▶ _OBJECTIVE_
Each line holding the word "React" counts once; give the total and nothing more.

▶ _INFORMATION PROVIDED_
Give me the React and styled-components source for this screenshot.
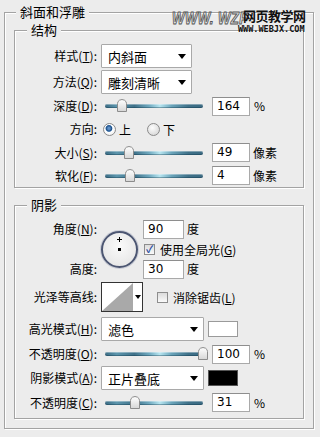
import React from 'react';
import styled, { createGlobalStyle } from 'styled-components';

const bg = '#ececec';
const etch = '#a3a3a3';
const font = '"Noto Sans CJK SC", "Liberation Sans", sans-serif';

const GlobalStyle = createGlobalStyle`
  html, body {
    margin: 0;
    padding: 0;
    background: ${bg};
  }
  body {
    font-family: ${font};
    font-size: 12px;
    color: #000;
  }
`;

const Page = styled.div`
  position: relative;
  width: 320px;
  height: 437px;
  box-sizing: border-box;
  padding: 4px 6px 0 4px;
  overflow: hidden;
`;

const Group = styled.fieldset`
  margin: ${(p) => p.$mt || 0}px 0 0 0;
  padding: ${(p) => p.$pad};
  min-width: 0;
  border: 1px solid ${etch};
  box-shadow: inset 1px 1px 0 #fff, 1px 1px 0 #fff;
`;

const Legend = styled.legend`
  margin-left: ${(p) => p.$ml}px;
  padding: 0 4px;
  background: ${bg};
  line-height: 16px;
  font-size: 13px;
`;

const Row = styled.div`
  display: flex;
  align-items: center;
  height: ${(p) => p.$h}px;
`;

const Label = styled.span`
  width: 82px;
  flex: none;
  text-align: right;
  white-space: nowrap;
  line-height: 16px;
`;

const Select = styled.div`
  display: flex;
  align-items: center;
  justify-content: space-between;
  box-sizing: border-box;
  width: ${(p) => p.$w}px;
  height: 24px;
  margin-left: 4px;
  padding: 0 5px 0 6px;
  background: #fff;
  border: 1px solid #a9a9a9;
  border-radius: 1px;
  font-size: 13px;
`;

const Caret = styled.span`
  width: 0;
  height: 0;
  border-left: 4px solid transparent;
  border-right: 4px solid transparent;
  border-top: 5px solid #000;
`;

const Swatch = styled.div`
  width: 30px;
  height: 16px;
  margin-left: 4px;
  box-sizing: border-box;
  background: ${(p) => p.$color};
  border: 1px solid ${(p) => (p.$color === '#000' ? '#555' : '#9a9a9a')};
`;

const Track = styled.div`
  position: relative;
  width: 98px;
  height: 4px;
  margin-left: 8px;
  border-radius: 2px;
  background: linear-gradient(
    to right,
    #3b6c84 0%,
    #5d96ad 12%,
    #3f7189 30%,
    #6fa9bf 45%,
    #b6e4ef 56%,
    #6aa4ba 68%,
    #3f7189 85%,
    #3b6a82 100%
  );
  box-shadow: inset 0 1px 0 rgba(255, 255, 255, 0.35), inset 0 -1px 0 rgba(0, 40, 60, 0.35);
`;

const Thumb = styled.svg`
  position: absolute;
  top: -5px;
  margin-left: -5px;
`;

const NumBox = styled.div`
  box-sizing: border-box;
  width: ${(p) => p.$w || 38}px;
  height: 19px;
  margin-left: ${(p) => p.$ml ?? 9}px;
  padding-left: 4px;
  background: #fff;
  border: 1px solid #a9a9a9;
  border-top-color: #8e8e8e;
  line-height: 17px;
  font-size: 12px;
  font-family: "DejaVu Sans", ${font};
`;

const Unit = styled.span`
  margin-left: ${(p) => p.$ml ?? 4}px;
  line-height: 16px;
`;

const Radio = styled.span`
  width: 11px;
  height: 11px;
  margin: 0 3px 0 ${(p) => p.$ml}px;
  border-radius: 50%;
  border: 1px solid #8a8a8a;
  background: ${(p) =>
    p.$on
      ? 'radial-gradient(circle at 45% 40%, #5d8fc8 0 1px, #1d4f86 2.8px, #6e97c4 3.3px, #fff 3.8px, #e6e6e6 100%)'
      : 'radial-gradient(circle at 40% 35%, #fdfdfd, #cfcfcf)'};
`;

const Check = styled.span`
  display: flex;
  align-items: center;
  justify-content: center;
  box-sizing: border-box;
  width: 11px;
  height: 11px;
  margin: 0 5px 0 ${(p) => p.$ml}px;
  border: 1px solid #8d8d8d;
  background: linear-gradient(#dcdcdc, #fafafa);
  color: #2a4aa0;
  font-size: 10px;
  font-weight: bold;
  line-height: 1;
`;

const AngleGrid = styled.div`
  display: grid;
  grid-template-columns: 82px 44px auto;
  grid-template-rows: repeat(3, 20px);
  align-items: center;
`;

const Dial = styled.div`
  grid-row: 1 / 4;
  grid-column: 2;
  justify-self: center;
  position: relative;
  width: 37px;
  height: 37px;
  box-sizing: border-box;
  border-radius: 50%;
  border: 2px solid #4c5672;
  background: radial-gradient(circle at 50% 40%, #fafafa, #e2e2e2);
  box-shadow: 0 0 0 1px #c9ccd6;
`;

const Cross = styled.span`
  position: absolute;
  left: 14px;
  top: 4px;
  width: 5px;
  height: 5px;
  background: linear-gradient(#000, #000) center / 1px 5px no-repeat,
    linear-gradient(#000, #000) center / 5px 1px no-repeat;
`;

const Dot = styled.span`
  position: absolute;
  left: 15px;
  top: 15px;
  width: 3px;
  height: 3px;
  background: #000;
`;

const Cell = styled.div`
  display: flex;
  align-items: center;
  grid-column: ${(p) => p.$col};
  grid-row: ${(p) => p.$row};
`;

const Contour = styled.div`
  display: flex;
  width: 42px;
  height: 30px;
  margin-left: 4px;
  box-sizing: border-box;
  border: 1px solid #333;
  background: #fff;
`;

const ContourCaret = styled.div`
  flex: 1;
  display: flex;
  align-items: center;
  justify-content: center;
  & > span {
    border-left: 3px solid transparent;
    border-right: 3px solid transparent;
    border-top: 4px solid #000;
  }
`;

const Watermark = styled.div`
  position: absolute;
  left: 172px;
  top: 7px;
  pointer-events: none;
`;

const WmUrl = styled.span`
  position: absolute;
  left: 0;
  top: 3px;
  font-family: "Liberation Sans", sans-serif;
  font-size: 17px;
  line-height: 18px;
  font-weight: bold;
  font-style: italic;
  letter-spacing: 0.5px;
  color: #e6e6e6;
  -webkit-text-stroke: 1px #555;
  white-space: nowrap;
  transform: scaleX(0.78);
  transform-origin: left center;
`;

const WmName = styled.span`
  position: absolute;
  left: 71px;
  top: 1px;
  font-size: 13px;
  line-height: 15px;
  font-weight: bold;
  color: #111;
  white-space: nowrap;
  letter-spacing: -0.5px;
`;

const WmSite = styled.span`
  position: absolute;
  left: 66px;
  top: 18px;
  font-family: "DejaVu Sans Mono", monospace;
  font-size: 8.5px;
  line-height: 9px;
  font-weight: bold;
  color: #111;
  white-space: nowrap;
`;

const Slider = ({ pct }) => (
  <Track>
    <Thumb width="10" height="13" viewBox="0 0 10 13" style={{ left: `${pct}%` }}>
      <defs>
        <linearGradient id="tg" x1="0" y1="0" x2="0" y2="1">
          <stop offset="0" stopColor="#ffffff" />
          <stop offset="1" stopColor="#d6d6d6" />
        </linearGradient>
      </defs>
      <path d="M0.5 12.5 V4.5 Q0.5 2.5 2.5 1.2 L5 0.5 L7.5 1.2 Q9.5 2.5 9.5 4.5 V12.5 Z" fill="url(#tg)" stroke="#8c8c8c" />
    </Thumb>
  </Track>
);

const Key = ({ children }) => <u>{children}</u>;

const App = () => {
  return (
    <Page>
      <GlobalStyle />
      <Group $pad="2px 9px 9px 9px">
        <Legend $ml={2}>斜面和浮雕</Legend>

        <Group $pad="5px 0 0 0">
          <Legend $ml={12}>结构</Legend>
          <Row $h={26}>
            <Label>样式(<Key>T</Key>):</Label>
            <Select $w={91}>内斜面<Caret /></Select>
          </Row>
          <Row $h={26}>
            <Label>方法(<Key>Q</Key>):</Label>
            <Select $w={91}>雕刻清晰<Caret /></Select>
          </Row>
          <Row $h={22}>
            <Label>深度(<Key>D</Key>):</Label>
            <Slider pct={17} />
            <NumBox>164</NumBox>
            <Unit>%</Unit>
          </Row>
          <Row $h={24}>
            <Label>方向:</Label>
            <Radio $ml={6} $on />上
            <Radio $ml={16} />下
          </Row>
          <Row $h={23}>
            <Label>大小(<Key>S</Key>):</Label>
            <Slider pct={24} />
            <NumBox>49</NumBox>
            <Unit $ml={3}>像素</Unit>
          </Row>
          <Row $h={23}>
            <Label>软化(<Key>F</Key>):</Label>
            <Slider pct={25} />
            <NumBox>4</NumBox>
            <Unit $ml={3}>像素</Unit>
          </Row>
        </Group>

        <Group $mt={9} $pad="6px 0 4px 0">
          <Legend $ml={12}>阴影</Legend>
          <AngleGrid>
            <Label>角度(<Key>N</Key>):</Label>
            <Dial>
              <Cross />
              <Dot />
            </Dial>
            <Cell $col={3} $row={1}>
              <NumBox $w={41} $ml={2}>90</NumBox>
              <Unit $ml={3}>度</Unit>
            </Cell>
            <Cell $col={3} $row={2}>
              <Check $ml={3}>✓</Check>使用全局光(<Key>G</Key>)
            </Cell>
            <Cell $col={1} $row={3}>
              <Label>高度:</Label>
            </Cell>
            <Cell $col={3} $row={3}>
              <NumBox $w={41} $ml={2}>30</NumBox>
              <Unit $ml={3}>度</Unit>
            </Cell>
          </AngleGrid>
          <Row $h={36}>
            <Label>光泽等高线:</Label>
            <Contour>
              <svg width="31" height="28" viewBox="0 0 31 28">
                <polygon points="0,28 31,0 31,28" fill="#a9a9a9" />
              </svg>
              <ContourCaret><span /></ContourCaret>
            </Contour>
            <Check $ml={14} />消除锯齿(<Key>L</Key>)
          </Row>
          <Row $h={28}>
            <Label>高光模式(<Key>H</Key>):</Label>
            <Select $w={103}>滤色<Caret /></Select>
            <Swatch $color="#fff" />
          </Row>
          <Row $h={22}>
            <Label>不透明度(<Key>O</Key>):</Label>
            <Slider pct={100} />
            <NumBox>100</NumBox>
            <Unit>%</Unit>
          </Row>
          <Row $h={26}>
            <Label>阴影模式(<Key>A</Key>):</Label>
            <Select $w={103}>正片叠底<Caret /></Select>
            <Swatch $color="#000" />
          </Row>
          <Row $h={23}>
            <Label>不透明度(<Key>C</Key>):</Label>
            <Slider pct={31} />
            <NumBox>31</NumBox>
            <Unit>%</Unit>
          </Row>
        </Group>
      </Group>

      <Watermark>
        <WmUrl>WWW. WZF</WmUrl>
        <WmName>网页教学网</WmName>
        <WmSite>WWW.WEBJX.COM</WmSite>
      </Watermark>
    </Page>
  );
};

export default App;
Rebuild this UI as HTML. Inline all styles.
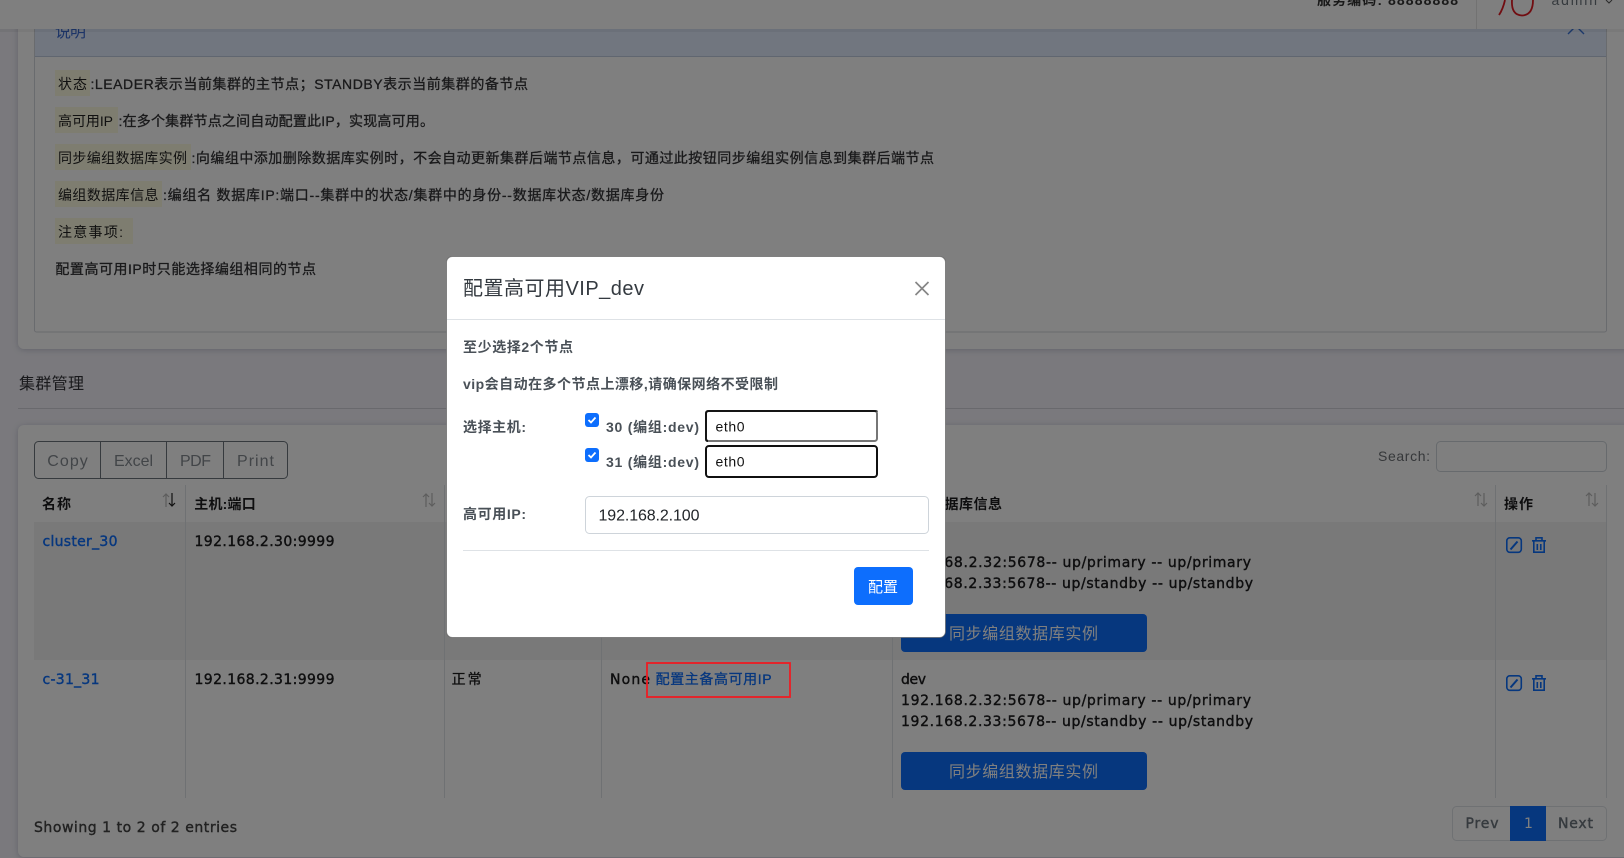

▶ _TASK RESPONSE_
2